Analysis: How the CAQ government’s flip-flops on health care hurt everyone

Today, nearly 1.9 million Quebecers who are at least 20 years old do not have access to a family doctor.

Improvise and abdicate.

For some observers, those two words would best sum up the Coalition Avenir Québec government’s approach to health care since it was first elected eight years ago.

It was in September 2018 — a month before the provincial election that year — when François Legault made one of his key election promises: every patient in Quebec would be able to consult a family doctor or nurse practitioner “in less than 36 hours.” Yet if there is one promise the CAQ government has not been able to keep in its eight years in power, it would be that one.

Source: Institut de la statistique du Québec
Source: Institut de la statistique du Québec

Coincidentally, the Institut national d’excellence en santé et en services sociaux (INESSS) which is supposed to be independent issued a report last week recommending Quebec give vulnerable patients (those with chronic illnesses or severe health issues) priority access to family doctors over those with minor or routine needs.

But amid a groundswell of public outrage over the plan, Dubé backed off the idea on Thursday.

“Quebecers who have a family doctor will keep one.
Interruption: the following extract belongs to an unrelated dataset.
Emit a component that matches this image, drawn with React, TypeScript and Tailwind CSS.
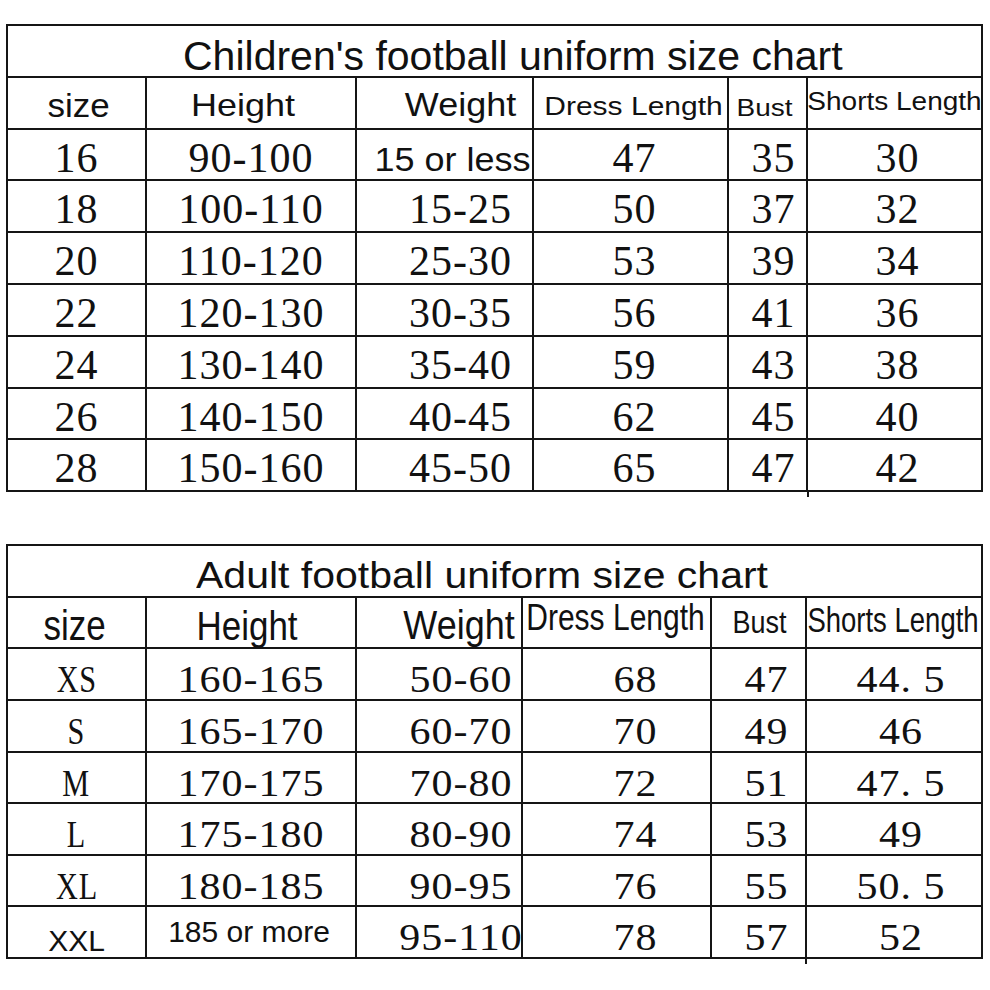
const SANS = "font-['Liberation_Sans',Arial,sans-serif]"
const SERIF = "font-['Liberation_Serif','Times_New_Roman',serif]"
const SPAN = 'inline-block leading-none whitespace-nowrap origin-[50%_84%] text-[#111]'

type Cell = { t: string; cell: string; text: string }

// header cells: cell class holds the padding, text class holds font / offset / stretch
const topHead: Cell[] = [
  { t: 'size', cell: 'pt-[9px]', text: `${SANS} text-[35px] translate-x-[2px] scale-y-[0.93]` },
  { t: 'Height', cell: 'pt-[8px]', text: `${SANS} text-[36px] -translate-x-[8px] scale-y-[0.85]` },
  { t: 'Weight', cell: 'pt-[8px]', text: `${SANS} text-[36px] translate-x-[16px] scale-y-[0.92]` },
  { t: 'Dress Length', cell: 'pt-[12px]', text: `${SANS} text-[30px] translate-x-[3px] scale-y-[0.83]` },
  { t: 'Bust', cell: 'pt-[15px]', text: `${SANS} text-[28px] -translate-x-[3px] scale-y-[0.83]` },
  { t: 'Shorts Length', cell: 'pt-[9px]', text: `${SANS} text-[28px] scale-y-[0.95]` },
]

const bottomHead: Cell[] = [
  { t: 'size', cell: 'pt-[12px]', text: `${SANS} text-[35px] -translate-x-[2px] scale-y-[1.2]` },
  { t: 'Height', cell: 'pt-[12px]', text: `${SANS} text-[35px] -translate-x-[4px] scale-y-[1.16]` },
  { t: 'Weight', cell: 'pt-[11px]', text: `${SANS} text-[36px] translate-x-[20px] scale-y-[1.15]` },
  { t: 'Dress Length', cell: 'pt-[7px]', text: `${SANS} text-[30px] -translate-x-[1px] scale-y-[1.25]` },
  { t: 'Bust', cell: 'pt-[13px]', text: `${SANS} text-[27px] translate-x-[1px] scale-y-[1.19]` },
  { t: 'Shorts Length', cell: 'pt-[11px]', text: `${SANS} text-[27.5px] -translate-x-[1px] scale-y-[1.25]` },
]

const topRows = [
  ['16', '90-100', '15 or less', '47', '35', '30'],
  ['18', '100-110', '15-25', '50', '37', '32'],
  ['20', '110-120', '25-30', '53', '39', '34'],
  ['22', '120-130', '30-35', '56', '41', '36'],
  ['24', '130-140', '35-40', '59', '43', '38'],
  ['26', '140-150', '40-45', '62', '45', '40'],
  ['28', '150-160', '45-50', '65', '47', '42'],
]

const bottomRows = [
  ['XS', '160-165', '50-60', '68', '47', '44. 5'],
  ['S', '165-170', '60-70', '70', '49', '46'],
  ['M', '170-175', '70-80', '72', '51', '47. 5'],
  ['L', '175-180', '80-90', '74', '53', '49'],
  ['XL', '180-185', '90-95', '76', '55', '50. 5'],
  ['XXL', '185 or more', '95-110', '78', '57', '52'],
]

const topShift = ['', '', 'translate-x-[16px]', 'translate-x-[4px]', 'translate-x-[6px]', 'translate-x-[3px]']
const bottomShift = ['', '', 'translate-x-[22px]', 'translate-x-[19px]', 'translate-x-[8px]', 'translate-x-[7px]']

const special: Record<string, { cell: string; text: string }> = {
  '15 or less': { cell: 'pt-[11px]', text: `${SANS} text-[36px] translate-x-[8px] scale-y-[0.93]` },
  '185 or more': { cell: 'pt-[10px]', text: `${SANS} text-[30px] -translate-x-[2px]` },
  XXL: { cell: 'pt-[19px]', text: `${SANS} text-[30px]` },
}

const sizeLetters = ['XS', 'S', 'M', 'L', 'XL']

function dataCells(rows: string[][], shift: string[], bottom: boolean): Cell[] {
  const cells: Cell[] = []
  rows.forEach(row => {
    row.forEach((t, i) => {
      const sp = special[t]
      if (sp) {
        cells.push({ t, ...sp })
        return
      }
      const letters = sizeLetters.includes(t) ? 'scale-x-[0.72]' : ''
      cells.push({
        t,
        cell: bottom ? 'pt-[8px]' : 'pt-[7px]',
        text: `${SERIF} text-[42px] tracking-[1px] ${shift[i]} ${letters} ${bottom ? 'scale-y-[0.88]' : ''}`,
      })
    })
  })
  return cells
}

function SizeTable({ title, titleCell, titleText, cols, rowH, head, cells, tick }: {
  title: string
  titleCell: string
  titleText: string
  cols: string
  rowH: string
  head: Cell[]
  cells: Cell[]
  tick: string
}) {
  return (
    <div className="relative w-[977px]">
      <div className={`grid gap-[2px] p-[2px] bg-[#151515] ${cols} ${rowH}`}>
        <div className={`col-span-6 bg-white flex items-start justify-start ${titleCell}`}>
          <span className={`${SPAN} ${SANS} ${titleText}`}>{title}</span>
        </div>
        {[...head, ...cells].map((c, i) => (
          <div key={i} className={`bg-white flex items-start justify-center ${c.cell}`}>
            <span className={`${SPAN} ${c.text}`}>{c.t}</span>
          </div>
        ))}
      </div>
      {/* the bust column line runs a little past the bottom edge */}
      <div className={`absolute top-full w-[2px] bg-[#151515] ${tick}`} />
    </div>
  )
}

export default function App() {
  return (
    <div className="w-[990px] h-[990px] bg-white pt-[24px] pl-[6px]">
      <SizeTable
        title="Children's football uniform size chart"
        titleCell="pt-[10px] pl-[175px]"
        titleText="text-[41px]"
        cols="grid-cols-[137px_208px_175px_193px_77px_173px]"
        rowH="auto-rows-[49.8px]"
        head={topHead}
        cells={dataCells(topRows, topShift, false)}
        tick="left-[801px] h-[5px]"
      />
      <div className="h-[52px]" />
      <SizeTable
        title="Adult football uniform size chart"
        titleCell="pt-[8px] pl-[188px]"
        titleText="text-[41px] scale-y-[0.88]"
        cols="grid-cols-[137px_208px_164px_187px_93px_174px]"
        rowH="auto-rows-[49.6px]"
        head={bottomHead}
        cells={dataCells(bottomRows, bottomShift, true)}
        tick="left-[799px] h-[5px]"
      />
    </div>
  )
}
We want to reassure the public that we’re on the right track,” Dubé declared in a post on the X social media platform.

“As we committed to in the health plan, our objectives are very clear: We are doing everything we can to facilitate access and simplify the organization of front-line care for all Quebecers. Now, let the negotiations (with the FMOQ) take their course.”
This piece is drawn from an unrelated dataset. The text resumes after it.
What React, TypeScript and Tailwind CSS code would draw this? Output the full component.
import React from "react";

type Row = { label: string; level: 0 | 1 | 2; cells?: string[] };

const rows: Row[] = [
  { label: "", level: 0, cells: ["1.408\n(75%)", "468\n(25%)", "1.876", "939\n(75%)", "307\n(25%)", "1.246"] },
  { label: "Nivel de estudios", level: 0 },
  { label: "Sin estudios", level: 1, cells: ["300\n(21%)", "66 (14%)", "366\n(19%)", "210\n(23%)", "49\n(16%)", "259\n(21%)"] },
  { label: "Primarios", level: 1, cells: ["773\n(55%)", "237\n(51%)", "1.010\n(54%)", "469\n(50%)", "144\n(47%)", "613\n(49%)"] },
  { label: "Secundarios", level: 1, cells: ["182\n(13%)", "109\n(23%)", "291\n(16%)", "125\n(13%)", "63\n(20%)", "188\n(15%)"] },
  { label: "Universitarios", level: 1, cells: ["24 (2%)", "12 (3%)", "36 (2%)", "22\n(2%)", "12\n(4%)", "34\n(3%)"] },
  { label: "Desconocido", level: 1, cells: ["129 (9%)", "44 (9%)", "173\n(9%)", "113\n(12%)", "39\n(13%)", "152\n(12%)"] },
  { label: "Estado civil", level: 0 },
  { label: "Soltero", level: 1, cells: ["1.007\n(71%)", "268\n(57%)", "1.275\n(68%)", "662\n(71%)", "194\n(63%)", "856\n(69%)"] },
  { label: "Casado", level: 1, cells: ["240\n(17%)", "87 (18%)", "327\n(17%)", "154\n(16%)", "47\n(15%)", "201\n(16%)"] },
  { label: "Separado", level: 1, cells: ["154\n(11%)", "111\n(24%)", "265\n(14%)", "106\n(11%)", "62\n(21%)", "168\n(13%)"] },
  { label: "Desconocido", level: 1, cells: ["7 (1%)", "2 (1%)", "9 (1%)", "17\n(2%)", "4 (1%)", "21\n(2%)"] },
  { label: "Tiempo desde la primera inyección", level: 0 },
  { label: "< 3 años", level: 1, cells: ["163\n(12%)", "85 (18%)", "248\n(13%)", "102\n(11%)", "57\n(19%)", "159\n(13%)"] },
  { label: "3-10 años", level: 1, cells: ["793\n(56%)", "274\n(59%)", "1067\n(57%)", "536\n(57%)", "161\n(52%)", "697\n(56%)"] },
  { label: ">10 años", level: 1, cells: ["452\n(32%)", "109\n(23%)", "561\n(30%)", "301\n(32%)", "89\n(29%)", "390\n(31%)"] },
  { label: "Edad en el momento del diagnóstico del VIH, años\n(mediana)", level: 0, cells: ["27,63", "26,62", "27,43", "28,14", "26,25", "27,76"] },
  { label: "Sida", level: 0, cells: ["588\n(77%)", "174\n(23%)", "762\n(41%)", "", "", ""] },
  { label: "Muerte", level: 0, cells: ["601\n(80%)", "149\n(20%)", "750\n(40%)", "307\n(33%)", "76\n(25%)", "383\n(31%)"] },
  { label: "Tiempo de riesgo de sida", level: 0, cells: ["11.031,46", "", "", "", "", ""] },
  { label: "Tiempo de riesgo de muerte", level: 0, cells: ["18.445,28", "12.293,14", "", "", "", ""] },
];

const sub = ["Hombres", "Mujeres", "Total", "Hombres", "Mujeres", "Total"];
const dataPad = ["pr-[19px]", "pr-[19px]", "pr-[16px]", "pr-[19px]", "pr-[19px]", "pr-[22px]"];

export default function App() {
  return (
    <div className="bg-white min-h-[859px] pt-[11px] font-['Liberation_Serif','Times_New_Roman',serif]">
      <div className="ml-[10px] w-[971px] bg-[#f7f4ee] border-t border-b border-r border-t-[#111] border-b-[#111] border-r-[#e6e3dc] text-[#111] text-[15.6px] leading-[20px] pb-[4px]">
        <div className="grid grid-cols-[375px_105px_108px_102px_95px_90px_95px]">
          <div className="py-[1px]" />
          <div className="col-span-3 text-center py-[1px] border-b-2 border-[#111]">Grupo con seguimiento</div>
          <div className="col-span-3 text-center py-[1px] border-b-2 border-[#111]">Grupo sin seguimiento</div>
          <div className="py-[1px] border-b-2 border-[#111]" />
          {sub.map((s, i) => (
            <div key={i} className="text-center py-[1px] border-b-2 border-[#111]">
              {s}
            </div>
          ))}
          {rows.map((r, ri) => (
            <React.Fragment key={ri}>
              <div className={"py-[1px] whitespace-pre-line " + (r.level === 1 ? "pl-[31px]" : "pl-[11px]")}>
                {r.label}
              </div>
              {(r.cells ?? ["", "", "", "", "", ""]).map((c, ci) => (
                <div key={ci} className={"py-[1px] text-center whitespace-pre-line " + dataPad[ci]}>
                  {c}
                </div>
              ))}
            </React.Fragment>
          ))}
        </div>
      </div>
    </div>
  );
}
So in what state do Quebecers find their health-care system in today?

  • In addition to the lack of access to family doctors, the number of Quebecers waiting for a consultation with a medical specialist has soared to at least 870,000, from just over 500,000 in 2020.
  • More than 467,000 Quebecers are now waiting past the medically acceptable delays for a wide range of medical issues, including for ear-nose-and-throat ailments to problems requiring assessments by specialists like dermatologists, urologists, gastroenterologists and orthopedic surgeons, among others.
  • Nearly 27 per cent of emergency-room patients who are on stretchers languish on them in corridors for longer than 24 hours a chilling statistic that has not budged in the past four years.

(The Health Ministry used to make public figures on wait times for surgery, but those stats are no longer available on its website.)
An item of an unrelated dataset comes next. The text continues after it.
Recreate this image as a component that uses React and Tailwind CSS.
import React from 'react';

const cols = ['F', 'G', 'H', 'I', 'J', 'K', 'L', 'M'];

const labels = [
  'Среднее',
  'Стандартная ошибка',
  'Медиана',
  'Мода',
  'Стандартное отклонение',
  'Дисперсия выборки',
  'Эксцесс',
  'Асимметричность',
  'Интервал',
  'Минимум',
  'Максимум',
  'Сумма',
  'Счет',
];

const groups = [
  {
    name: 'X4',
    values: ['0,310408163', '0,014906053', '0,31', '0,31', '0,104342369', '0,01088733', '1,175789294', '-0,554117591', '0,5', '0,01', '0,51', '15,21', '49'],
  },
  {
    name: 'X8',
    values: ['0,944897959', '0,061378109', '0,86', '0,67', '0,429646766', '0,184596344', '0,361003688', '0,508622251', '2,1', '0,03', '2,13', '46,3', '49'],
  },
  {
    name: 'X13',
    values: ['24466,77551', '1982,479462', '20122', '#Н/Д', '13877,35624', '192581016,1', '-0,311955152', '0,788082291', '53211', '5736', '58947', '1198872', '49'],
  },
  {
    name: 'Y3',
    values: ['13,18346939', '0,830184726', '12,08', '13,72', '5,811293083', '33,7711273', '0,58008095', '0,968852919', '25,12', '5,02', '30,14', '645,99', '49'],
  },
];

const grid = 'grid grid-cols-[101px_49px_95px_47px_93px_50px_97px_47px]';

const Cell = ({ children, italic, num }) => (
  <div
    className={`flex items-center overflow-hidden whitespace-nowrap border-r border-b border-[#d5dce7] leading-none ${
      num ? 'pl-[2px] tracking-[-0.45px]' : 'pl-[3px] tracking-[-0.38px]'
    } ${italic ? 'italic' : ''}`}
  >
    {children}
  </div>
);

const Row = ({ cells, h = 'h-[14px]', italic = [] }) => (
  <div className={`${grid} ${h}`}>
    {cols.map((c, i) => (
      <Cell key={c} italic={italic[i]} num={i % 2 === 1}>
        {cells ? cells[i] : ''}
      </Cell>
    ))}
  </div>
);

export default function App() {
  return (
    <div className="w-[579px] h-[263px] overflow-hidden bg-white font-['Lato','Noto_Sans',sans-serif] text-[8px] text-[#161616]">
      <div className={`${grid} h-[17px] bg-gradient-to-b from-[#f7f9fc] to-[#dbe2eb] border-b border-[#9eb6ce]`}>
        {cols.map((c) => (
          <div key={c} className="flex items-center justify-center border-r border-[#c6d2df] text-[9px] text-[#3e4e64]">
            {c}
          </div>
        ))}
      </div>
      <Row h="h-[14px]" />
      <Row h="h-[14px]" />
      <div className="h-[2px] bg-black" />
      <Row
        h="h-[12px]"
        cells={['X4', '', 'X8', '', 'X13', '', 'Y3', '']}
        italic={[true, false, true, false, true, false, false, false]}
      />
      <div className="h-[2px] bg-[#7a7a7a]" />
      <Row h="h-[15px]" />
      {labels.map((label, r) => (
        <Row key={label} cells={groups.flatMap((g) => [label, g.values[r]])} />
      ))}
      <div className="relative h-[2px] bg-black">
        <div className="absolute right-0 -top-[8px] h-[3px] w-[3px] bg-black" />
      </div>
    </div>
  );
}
Rather than tackle these problems directly, Dubé has instead decided to create a parallel bureaucracy at a cost of $60 million. Santé Québec, headed by a non-clinician, Geneviève Biron (formerly of the family-run and private Biron Health Group), is expected to start running the province’s $60-billion-a-year health system in December.

Critics have charged Dubé is effectively abdicating his responsibility to Santé Québec, which some argue will centralize the management of health care to an excessive degree.

“This political tactic consists in strategically manipulating and using subordinates to achieve specific political or even personal objectives getting re-elected, for example  while avoiding having to deal with the consequences of the policies implemented.”